Ron settles both lawsuits for a $40K payout. Ron only gets $31K, because his lawyer and court costs get paid. But the only documents are a stip of discontinuance and a form general release; no agreement stating what was settled.

Ron claims he only got back the money that was wrongfully taken from him, thus no accretion to wealth. IRS claims that you can’t tell what was settled from the documents, the burden is on Ron, and he can’t carry it with the paper he has.

I note in passing that Judge Laro is an accomplished tax practitioner, but it would seem he hasn’t done much general litigation. My offer of proof for the foregoing: “The general release and the stipulations are silent as to whether the payment was supposed to restore funds taken from Mr. Lawson’s account or was just to get rid of a nuisance lawsuit.” 2015 T. C. Memo. 211, at pp. 29-30.

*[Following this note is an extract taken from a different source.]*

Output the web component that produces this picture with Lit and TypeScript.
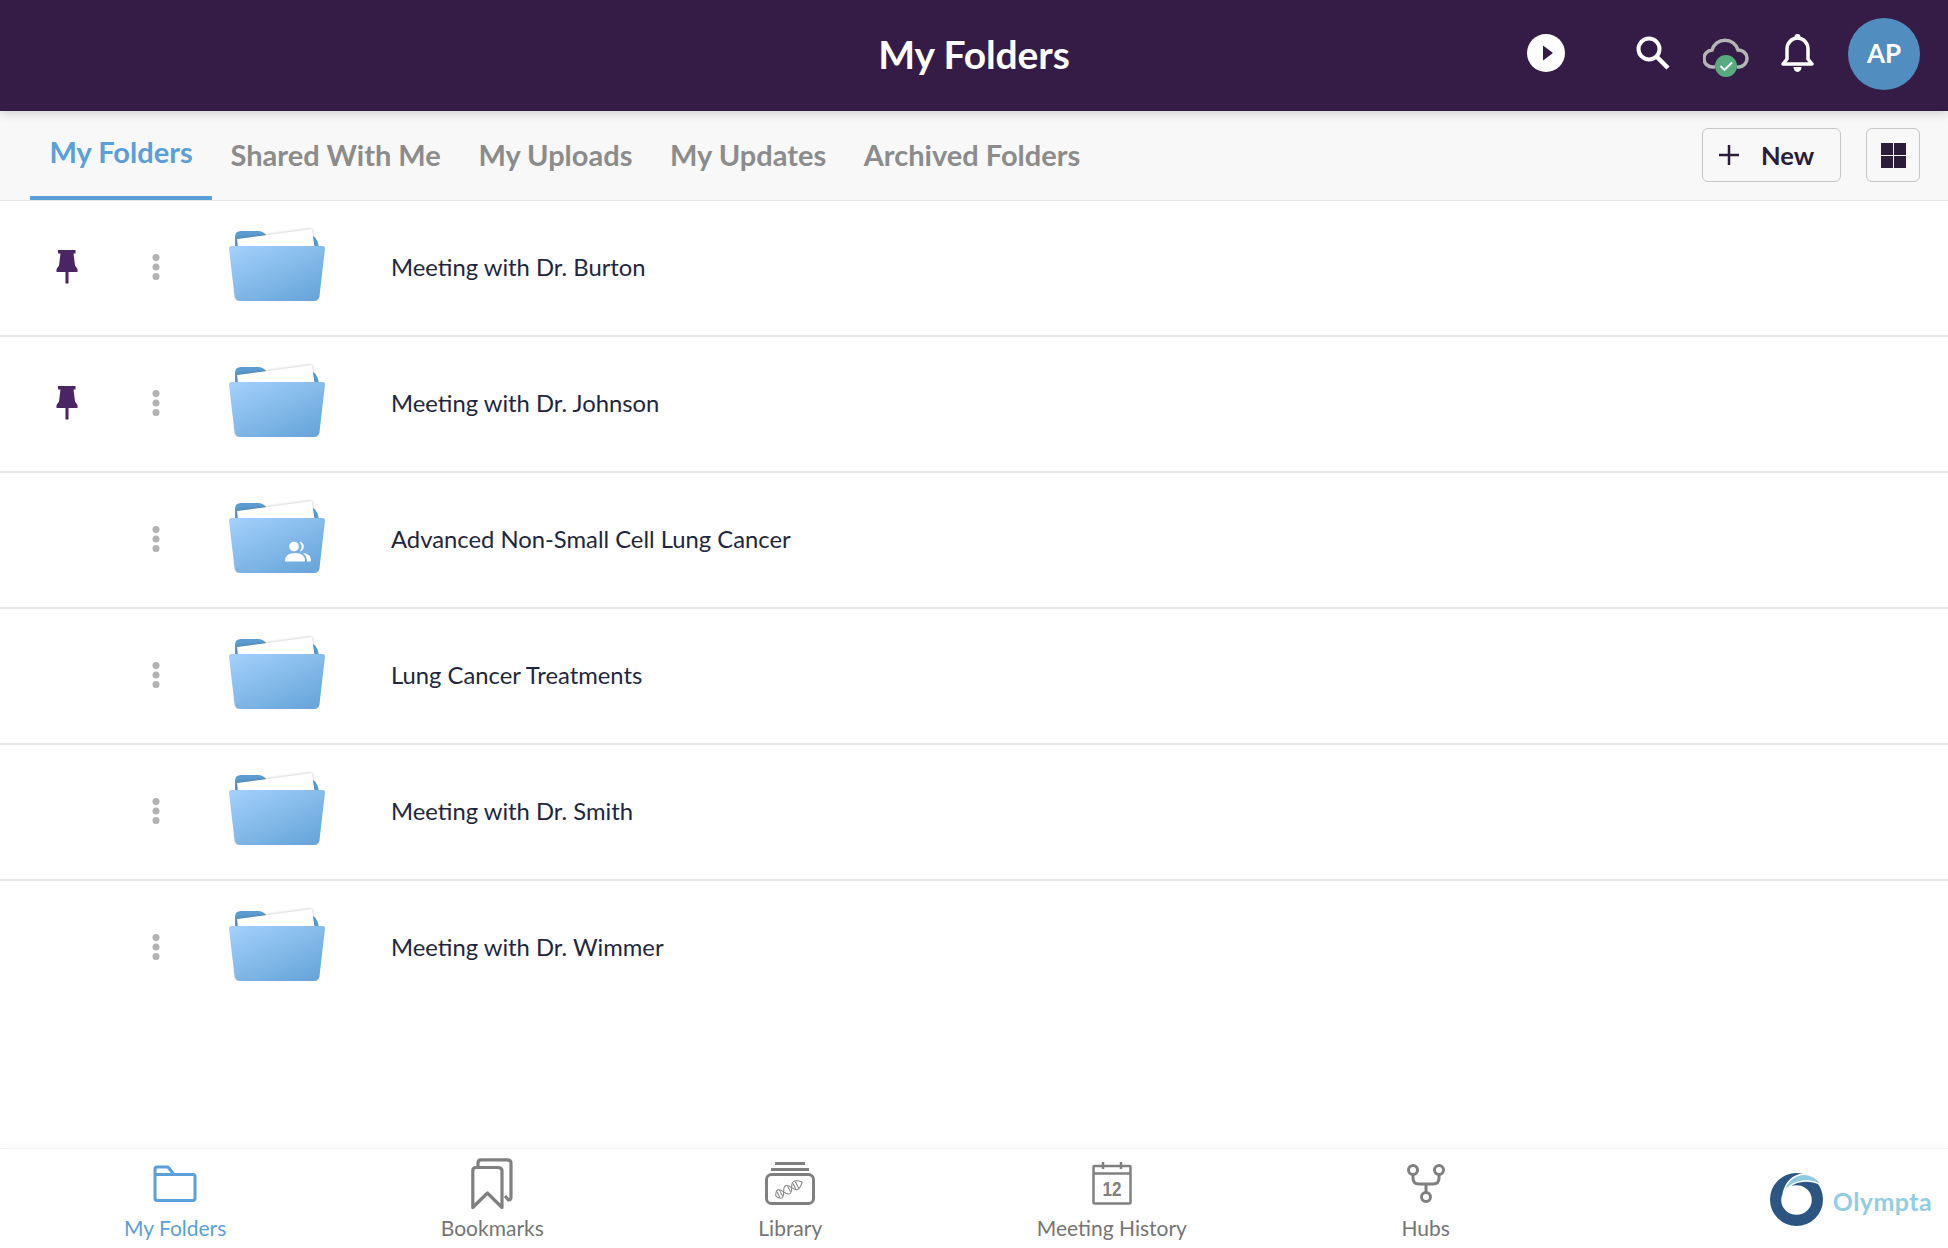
import { LitElement, html, css, svg } from "lit";
import { customElement } from "lit/decorators.js";

const folder = (shared: boolean) => html`<svg class="folder" width="100" height="78" viewBox="-2 -2 100 78">
  <defs>
    <linearGradient id="fg" x1="0.05" y1="0" x2="0.85" y2="1"><stop offset="0" stop-color="#a3d0fb"/><stop offset="1" stop-color="#67a5da"/></linearGradient>
    <filter id="ps" x="-20%" y="-30%" width="140%" height="160%"><feGaussianBlur stdDeviation="1.800"/></filter>
  </defs>
  <path d="M6 23V8Q6 2 12 2H29Q34 2 38 7L84 7Q90 10 90 23Z" fill="#5b9bd0"/>
  <path d="M8 10L83 0L85 18H9Z" fill="#000" opacity=".28" filter="url(#ps)"/>
  <path d="M8 10L83 0L85.500 18H9Z" fill="#fff"/>
  <path d="M2 17H94Q96 17 96 19.500L90.500 67Q90 72 85 72H11Q6 72 5.500 67L0 19.500Q0 17 2 17Z" fill="url(#fg)"/>
  ${shared ? svg`<g fill="#fff">
    <circle cx="65" cy="45.500" r="4.800"/><path d="M56 60Q56 52 66 52Q76 52 76 60Q76 60.500 75 60.500H57Q56 60.500 56 60Z"/>
    <path d="M71 41A4.800 4.800 0 0 1 71.500 50A6.500 6.500 0 0 0 71 41Z" stroke="#fff"/>
    <path d="M74 52Q82 53 82 59Q82 60.500 81 60.500H78Q78 55 74 52Z"/></g>` : ""}
</svg>`;

const pin = html`<svg width="22" height="34" viewBox="0 0 22 34"><path d="M2 0H19.500V3.500H17.500L19 15.500L21.500 19V22H12.500V33.500H9.500V22H0.500V19L3 15.500L4.500 3.500H2Z" fill="#4b2463"/></svg>`;
const dots = html`<svg width="8" height="26" viewBox="0 0 8 26"><g fill="#b3b3b3"><circle cx="4" cy="3.500" r="3.500"/><circle cx="4" cy="13" r="3.500"/><circle cx="4" cy="22.500" r="3.500"/></g></svg>`;

const rows = [
  { name: "Meeting with Dr. Burton", pinned: true },
  { name: "Meeting with Dr. Johnson", pinned: true },
  { name: "Advanced Non-Small Cell Lung Cancer", shared: true },
  { name: "Lung Cancer Treatments" },
  { name: "Meeting with Dr. Smith" },
  { name: "Meeting with Dr. Wimmer" },
];

const tabs = ["My Folders", "Shared With Me", "My Uploads", "My Updates", "Archived Folders"];

const navIcons = {
  folder: html`<svg width="44" height="37" viewBox="0 0 44 37" fill="none" stroke="#5ba0da" stroke-width="3" stroke-linejoin="round"><path d="M2 4Q2 2 4 2H15L21 9.500H40Q42 9.500 42 11.500V33Q42 35.500 40 35.500H4Q2 35.500 2 33Z"/><path d="M2 9.500H21"/></svg>`,
  bookmark: html`<svg width="42" height="51" viewBox="0 0 42 51" fill="none" stroke="#808080" stroke-width="3.200" stroke-linejoin="round"><path d="M7 9V5Q7 1.800 10 1.800H36Q40 1.800 40 5V39Q40 42 37.500 42L34 38"/><path d="M1.800 49.500V13Q1.800 9.500 5 9.500H27Q31 9.500 31 13V49.500L16.400 35Z"/></svg>`,
  library: html`<svg width="50" height="43" viewBox="0 0 50 43" fill="none" stroke="#808080"><path d="M10 1.500H40" stroke-width="3"/><path d="M6 7.500H44" stroke-width="3"/><rect x="1.500" y="12.500" width="47" height="29" rx="5" stroke-width="3"/><g stroke-width="1" transform="rotate(-28 24 27)"><path d="M9 27C12 21 15 21 18 27S24 33 27 27S33 21 39 27"/><path d="M9 27C12 33 15 33 18 27S24 21 27 27S33 33 39 27"/><path d="M12 24V30M15 23.500V30.500M24 24V30M30 24V30M33 23.500V30.500"/></g></svg>`,
  calendar: html`<svg width="40" height="44" viewBox="0 0 40 44" fill="none" stroke="#808080" stroke-width="2.500"><rect x="1.500" y="5" width="37" height="37.500" rx="1"/><path d="M1.500 12.500H38.500" /><path d="M11 1V8M29 1V8"/><text x="20" y="35" text-anchor="middle" class="cal" textLength="19" lengthAdjust="spacingAndGlyphs">12</text></svg>`,
  hubs: html`<svg width="40" height="39" viewBox="0 0 40 39" fill="none" stroke="#808080" stroke-width="3"><circle cx="7" cy="6" r="4.500"/><circle cx="33" cy="6" r="4.500"/><circle cx="20" cy="33" r="4.500"/><path d="M7 10.500V14Q7 20 13 20H27Q33 20 33 14V10.500M20 20V28.500"/></svg>`,
};

const nav = [
  { label: "My Folders", icon: navIcons.folder, active: true },
  { label: "Bookmarks", icon: navIcons.bookmark },
  { label: "Library", icon: navIcons.library },
  { label: "Meeting History", icon: navIcons.calendar },
  { label: "Hubs", icon: navIcons.hubs },
];

@customElement("app-root")
export class AppRoot extends LitElement {
  static styles = css`
    :host { display: flex; flex-direction: column; height: 1248px; overflow: hidden; background: #fff; font-family: Lato, "Noto Sans", sans-serif; }
    .header { flex: none; height: 111px; box-sizing: border-box; padding: 0 28px; background: #351c47; display: flex; align-items: center; box-shadow: 0 2px 10px rgba(0,0,0,.18); position: relative; z-index: 2; }
    .side { flex: 1 1 0; }
    .title { color: #fff; font-size: 39px; font-weight: 700; letter-spacing: -0.1px; padding-bottom: 3px; }
    .hicons { display: flex; justify-content: flex-end; align-items: center; height: 108px; margin-bottom: 3px; }
    .hicons svg { display: block; }
    .play { margin-right: 71px; margin-bottom: 2px; }
    .search { margin-right: 33px; margin-bottom: 3px; }
    .cloud { margin-right: 32px; margin-top: 6px; }
    .bell { margin-right: 34px; margin-bottom: 2px; }
    .avatar { width: 72px; height: 72px; border-radius: 50%; background: #528dbf; color: #fff; font-weight: 700; font-size: 26px; display: flex; align-items: center; justify-content: center; padding-bottom: 2px; box-sizing: border-box; }
    .tabs { flex: none; height: 90px; box-sizing: border-box; background: #f8f8f8; border-bottom: 1px solid #e6e6e6; display: flex; align-items: stretch; padding: 0 28px 0 30px; }
    .tab { padding: 1px 18.800px 0; box-sizing: border-box; font-size: 29px; font-weight: 700; color: #8c8c8c; display: flex; align-items: center; border-bottom: 4px solid transparent; }
    .tab.active { color: #5b9fd8; border-bottom-color: #5b9fd8; padding: 0 19px 4px 19.500px; }
    .spacer { flex: 1; }
    .actions { display: flex; align-items: center; gap: 25px; padding-bottom: 1px; }
    .btn { height: 54px; box-sizing: border-box; border: 1.500px solid #c6c6c6; border-radius: 6px; background: #f8f8f8; display: flex; align-items: center; justify-content: center; color: #2b1c3b; }
    .new { width: 139px; font-size: 25.500px; font-weight: 700; gap: 22px; justify-content: flex-start; padding-left: 16px; }
    .grid { width: 54px; }
    .list { flex: 1; }
    .row { height: 136px; box-sizing: border-box; border-bottom: 2px solid #e4e4e4; display: flex; align-items: center; }
    .row:last-child { border-bottom-color: transparent; }
    .row svg { display: block; }
    .pin { width: 67px; padding-left: 56px; box-sizing: content-box; height: 34px; flex: none; margin-top: -3px; }
    .more { width: 8px; margin-left: 29px; flex: none; margin-top: -2px; }
    .folder { margin-left: 67px; flex: none; margin-top: -4px; }
    .name { margin-left: 64px; font-size: 23.800px; color: #1f2740; margin-top: -2px; }
    .nav { flex: none; height: 100px; box-sizing: border-box; border-top: 1px solid #f2f2f2; box-shadow: 0 -4px 6px rgba(0,0,0,.02); display: flex; padding-left: 124px; gap: 214.500px; position: relative; }
    .item { height: 99px; display: flex; flex-direction: column; align-items: center; font-size: 21px; color: #757575; }
    .item.active { color: #5ba0da; }
    .ico { height: 63px; display: flex; align-items: center; justify-content: center; padding-top: 5px; box-sizing: border-box; }
    .ico svg { display: block; }
    .cal { font: 700 20px "Liberation Sans", sans-serif; fill: #808080; stroke: none; }
    .label { line-height: 26px; margin-top: 3px; white-space: nowrap; }
    .logo { margin-left: auto; margin-right: 16px; display: flex; align-items: center; gap: 10px; align-self: center; margin-top: 2px; }
    .logo svg { display: block; }
    .logot { font-size: 25px; font-weight: 700; color: #93cde2; letter-spacing: 0.4px; padding-top: 2px; }
  `;

  render() {
    return html`
      <div class="header">
        <div class="side"></div>
        <div class="title">My Folders</div>
        <div class="side hicons">
          <svg class="play" width="38" height="38" viewBox="0 0 38 38"><circle cx="19" cy="19" r="19" fill="#fff"/><path d="M16 11.500L26 19L16 26.500Z" fill="#351c47"/></svg>
          <svg class="search" width="34" height="34" viewBox="0 0 34 34" fill="none" stroke="#fff"><circle cx="13" cy="13" r="10.500" stroke-width="4"/><path d="M20.500 20.500L32 32" stroke-width="4.500"/></svg>
          <svg class="cloud" width="46" height="41" viewBox="0 0 46 41" fill="none"><path d="M12 30H10A8.500 8.500 0 0 1 9 13A13.500 13.500 0 0 1 35 13A8.500 8.500 0 0 1 36 30H34" stroke="#b5b5b5" stroke-width="3.500"/><circle cx="23" cy="29" r="11" fill="#58ab7f"/><path d="M17.500 29L21.500 33L29 25.500" stroke="#fff" stroke-width="1.800"/></svg>
          <svg class="bell" width="33" height="38" viewBox="0 0 33 38" fill="none"><circle cx="16.500" cy="3" r="3" fill="#fff"/><path d="M2 30L6 25V15A10.500 11 0 0 1 27 15V25L31 30Z" stroke="#fff" stroke-width="3.500" stroke-linejoin="round"/><path d="M12.500 33H20.500A4 5 0 0 1 12.500 33Z" fill="#fff"/></svg>
          <div class="avatar">AP</div>
        </div>
      </div>
      <div class="tabs">
        ${tabs.map((t, i) => html`<div class="tab ${i === 0 ? "active" : ""}">${t}</div>`)}
        <div class="spacer"></div>
        <div class="actions">
          <div class="btn new"><svg width="20" height="20" viewBox="0 0 20 20"><path d="M10 0V20M0 10H20" stroke="#2b1c3b" stroke-width="2.500"/></svg><span>New</span></div>
          <div class="btn grid"><svg width="25" height="25" viewBox="0 0 25 25" fill="#2b1c3b"><rect width="12" height="12"/><rect x="13" width="12" height="12"/><rect y="13" width="12" height="12"/><rect x="13" y="13" width="12" height="12"/></svg></div>
        </div>
      </div>
      <div class="list">
        ${rows.map((r) => html`<div class="row">
          <div class="pin">${r.pinned ? pin : ""}</div>
          <div class="more">${dots}</div>
          ${folder(!!r.shared)}
          <div class="name">${r.name}</div>
        </div>`)}
      </div>
      <div class="nav">
        ${nav.map((n) => html`<div class="item ${n.active ? "active" : ""}"><div class="ico">${n.icon}</div><div class="label">${n.label}</div></div>`)}
        <div class="logo">
          <svg width="53" height="53" viewBox="0 0 52 52"><path fill-rule="evenodd" d="M26 0A26 26 0 1 1 26 52A26 26 0 1 1 26 0ZM26 12A15 14.500 0 1 0 26 41A15 14.500 0 0 0 26 12Z" fill="#2c5582"/><path d="M13 20Q17 3 33 1Q45 2 51 12Q42 7 32 8Q20 9 13 20Z" fill="#8ecae0" stroke="#fff" stroke-width="1.500"/></svg>
          <span class="logot">Olympta</span>
        </div>
      </div>
    `;
  }
}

Judge, no one settles a “nuisance lawsuit” where the claim is $68K for $40K. At best, if the lawsuit really has nuisance value, the offer might be $5K. A settlement at nearly two-thirds of the demand means plaintiff had a case.

Howbeit, here’s the warning for New York lawyers (and others): “Under the origin of the claim doctrine, courts look into the nature of the underlying claim to determine whether a settlement payment or judicial award is excludible from gross income and to determine the proper tax treatment of the proceeds. Courts look to the terms of a settlement agreement to determine whether a settlement is taxable. Where the agreement is silent as to the basis of the settlement or where the agreement does not specify that the payment was for a reason that a court finds to be nontaxable, this Court has held the settlement payment to be taxable.” 2015 T. C. Memo. 211, at pp. 28-29. (Citations omitted).

Of course Ron was pro se, and the opinion doesn’t disclose if he asked his attorney to testify.

Granted, negotiating the settlement agreement might be just as much work as negotiating the deal that gave rise to the settlement. But, if done right, it might save the client a lot of tax.